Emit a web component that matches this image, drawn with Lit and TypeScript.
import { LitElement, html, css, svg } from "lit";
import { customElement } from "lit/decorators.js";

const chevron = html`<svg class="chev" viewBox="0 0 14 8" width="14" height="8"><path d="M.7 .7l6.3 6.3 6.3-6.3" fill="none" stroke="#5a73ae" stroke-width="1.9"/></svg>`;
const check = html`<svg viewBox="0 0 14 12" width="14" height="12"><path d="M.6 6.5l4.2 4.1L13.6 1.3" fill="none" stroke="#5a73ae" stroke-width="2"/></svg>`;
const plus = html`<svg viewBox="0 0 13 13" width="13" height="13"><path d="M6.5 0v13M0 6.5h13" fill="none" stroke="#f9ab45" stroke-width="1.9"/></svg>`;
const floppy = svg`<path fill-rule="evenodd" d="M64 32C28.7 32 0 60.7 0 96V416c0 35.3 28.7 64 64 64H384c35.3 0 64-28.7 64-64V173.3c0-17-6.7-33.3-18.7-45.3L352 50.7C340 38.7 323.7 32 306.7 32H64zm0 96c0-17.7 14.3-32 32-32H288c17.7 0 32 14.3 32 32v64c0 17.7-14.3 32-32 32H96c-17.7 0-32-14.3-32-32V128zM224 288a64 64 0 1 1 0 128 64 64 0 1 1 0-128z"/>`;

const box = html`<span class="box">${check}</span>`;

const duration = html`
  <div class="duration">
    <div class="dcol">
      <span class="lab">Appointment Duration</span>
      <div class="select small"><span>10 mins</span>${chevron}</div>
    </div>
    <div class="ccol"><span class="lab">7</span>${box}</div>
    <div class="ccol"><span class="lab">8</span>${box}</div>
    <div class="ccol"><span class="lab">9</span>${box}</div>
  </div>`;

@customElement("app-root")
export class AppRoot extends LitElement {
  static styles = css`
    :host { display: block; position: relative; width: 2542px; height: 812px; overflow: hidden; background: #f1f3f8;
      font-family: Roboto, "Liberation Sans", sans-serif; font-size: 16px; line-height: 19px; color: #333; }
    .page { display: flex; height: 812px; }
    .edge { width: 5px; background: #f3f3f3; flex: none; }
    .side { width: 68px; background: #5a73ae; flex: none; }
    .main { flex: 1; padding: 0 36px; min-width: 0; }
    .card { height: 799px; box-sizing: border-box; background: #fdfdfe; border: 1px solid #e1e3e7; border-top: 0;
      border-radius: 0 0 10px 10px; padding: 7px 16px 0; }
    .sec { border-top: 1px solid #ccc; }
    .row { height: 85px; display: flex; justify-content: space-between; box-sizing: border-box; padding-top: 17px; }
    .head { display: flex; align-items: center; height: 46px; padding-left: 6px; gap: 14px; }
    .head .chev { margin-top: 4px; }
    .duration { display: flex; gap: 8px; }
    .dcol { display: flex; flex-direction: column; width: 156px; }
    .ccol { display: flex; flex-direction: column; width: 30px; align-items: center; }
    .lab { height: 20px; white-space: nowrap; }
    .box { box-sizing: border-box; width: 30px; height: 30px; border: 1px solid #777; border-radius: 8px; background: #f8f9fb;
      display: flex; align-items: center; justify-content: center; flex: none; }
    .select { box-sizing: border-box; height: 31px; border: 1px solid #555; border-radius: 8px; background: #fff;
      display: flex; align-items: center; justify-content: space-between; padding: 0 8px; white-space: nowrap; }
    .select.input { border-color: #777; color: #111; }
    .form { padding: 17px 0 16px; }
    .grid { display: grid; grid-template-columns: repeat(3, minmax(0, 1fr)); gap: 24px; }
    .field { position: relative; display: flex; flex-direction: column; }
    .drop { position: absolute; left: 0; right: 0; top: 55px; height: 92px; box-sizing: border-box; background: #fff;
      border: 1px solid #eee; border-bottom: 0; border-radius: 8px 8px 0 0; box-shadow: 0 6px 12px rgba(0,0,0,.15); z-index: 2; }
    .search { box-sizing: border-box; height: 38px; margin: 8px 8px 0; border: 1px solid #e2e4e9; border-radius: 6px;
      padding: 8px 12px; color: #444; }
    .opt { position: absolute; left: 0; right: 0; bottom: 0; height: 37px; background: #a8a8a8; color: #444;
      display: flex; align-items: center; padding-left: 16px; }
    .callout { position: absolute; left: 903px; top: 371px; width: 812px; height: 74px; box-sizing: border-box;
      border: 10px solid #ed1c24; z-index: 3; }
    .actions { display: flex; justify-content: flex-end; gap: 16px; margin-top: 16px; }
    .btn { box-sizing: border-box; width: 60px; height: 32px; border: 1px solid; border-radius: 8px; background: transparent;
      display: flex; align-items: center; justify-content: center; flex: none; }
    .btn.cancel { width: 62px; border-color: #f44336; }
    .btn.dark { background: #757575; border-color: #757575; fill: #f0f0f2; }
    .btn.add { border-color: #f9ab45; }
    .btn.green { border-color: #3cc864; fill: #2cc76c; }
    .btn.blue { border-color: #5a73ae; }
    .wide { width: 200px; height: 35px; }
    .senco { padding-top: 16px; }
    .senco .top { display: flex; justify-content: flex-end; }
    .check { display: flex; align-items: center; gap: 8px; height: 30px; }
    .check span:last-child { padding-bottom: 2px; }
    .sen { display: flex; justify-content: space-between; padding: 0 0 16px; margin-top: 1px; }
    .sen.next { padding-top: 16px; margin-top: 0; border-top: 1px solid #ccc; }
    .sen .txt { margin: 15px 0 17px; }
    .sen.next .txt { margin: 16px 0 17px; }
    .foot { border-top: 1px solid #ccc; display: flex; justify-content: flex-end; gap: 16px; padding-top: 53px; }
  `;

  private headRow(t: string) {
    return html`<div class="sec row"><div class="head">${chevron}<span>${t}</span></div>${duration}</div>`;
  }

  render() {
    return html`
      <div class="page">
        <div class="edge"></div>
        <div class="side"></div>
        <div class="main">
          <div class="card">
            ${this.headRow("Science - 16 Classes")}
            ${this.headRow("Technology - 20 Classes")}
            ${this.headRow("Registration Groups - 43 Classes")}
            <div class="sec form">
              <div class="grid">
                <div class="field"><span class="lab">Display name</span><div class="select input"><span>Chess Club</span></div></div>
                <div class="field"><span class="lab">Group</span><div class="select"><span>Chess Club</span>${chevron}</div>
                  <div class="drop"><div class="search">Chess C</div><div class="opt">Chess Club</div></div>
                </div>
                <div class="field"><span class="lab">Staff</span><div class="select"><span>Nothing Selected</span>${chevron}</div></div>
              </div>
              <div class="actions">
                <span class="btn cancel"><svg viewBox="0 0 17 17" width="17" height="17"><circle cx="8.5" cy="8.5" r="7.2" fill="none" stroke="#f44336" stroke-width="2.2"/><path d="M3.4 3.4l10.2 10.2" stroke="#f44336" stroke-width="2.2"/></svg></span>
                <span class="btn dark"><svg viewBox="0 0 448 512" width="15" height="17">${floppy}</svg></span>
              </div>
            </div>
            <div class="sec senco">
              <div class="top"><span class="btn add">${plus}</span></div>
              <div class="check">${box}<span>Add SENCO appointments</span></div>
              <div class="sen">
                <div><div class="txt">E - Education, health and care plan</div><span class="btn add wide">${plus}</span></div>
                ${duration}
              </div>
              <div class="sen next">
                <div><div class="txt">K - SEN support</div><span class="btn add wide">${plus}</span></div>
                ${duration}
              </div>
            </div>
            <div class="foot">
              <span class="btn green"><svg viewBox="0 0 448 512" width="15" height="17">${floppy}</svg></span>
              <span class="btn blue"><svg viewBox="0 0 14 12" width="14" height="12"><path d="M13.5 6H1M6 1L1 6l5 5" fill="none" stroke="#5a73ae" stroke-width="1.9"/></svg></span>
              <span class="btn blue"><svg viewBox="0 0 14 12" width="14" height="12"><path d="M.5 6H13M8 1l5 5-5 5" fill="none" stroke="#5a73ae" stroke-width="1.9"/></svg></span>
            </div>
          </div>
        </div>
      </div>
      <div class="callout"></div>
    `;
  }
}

********************

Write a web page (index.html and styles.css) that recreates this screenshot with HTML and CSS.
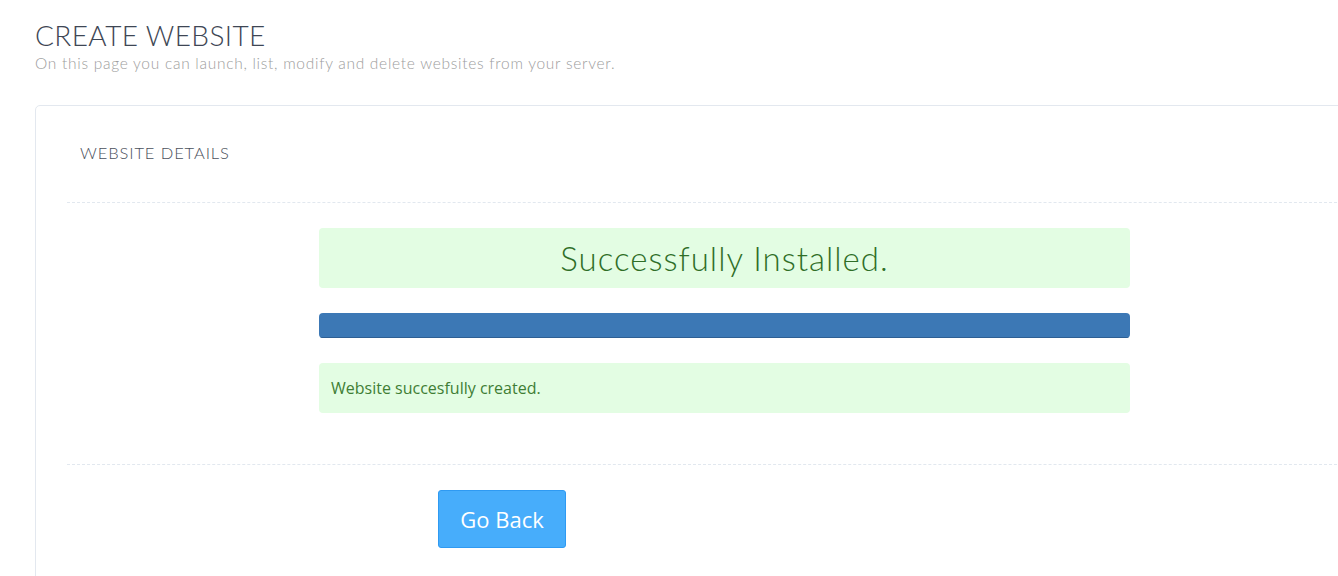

********************

* DO THIS *
Find all the lines containing "index" in the material, then copy them.

* ANSWER TO THE EXERCISE *
      border: 1px solid #eee; border-bottom: 0; border-radius: 8px 8px 0 0; box-shadow: 0 6px 12px rgba(0,0,0,.15); z-index: 2; }
      border: 10px solid #ed1c24; z-index: 3; }
Write a web page (index.html and styles.css) that recreates this screenshot with HTML and CSS.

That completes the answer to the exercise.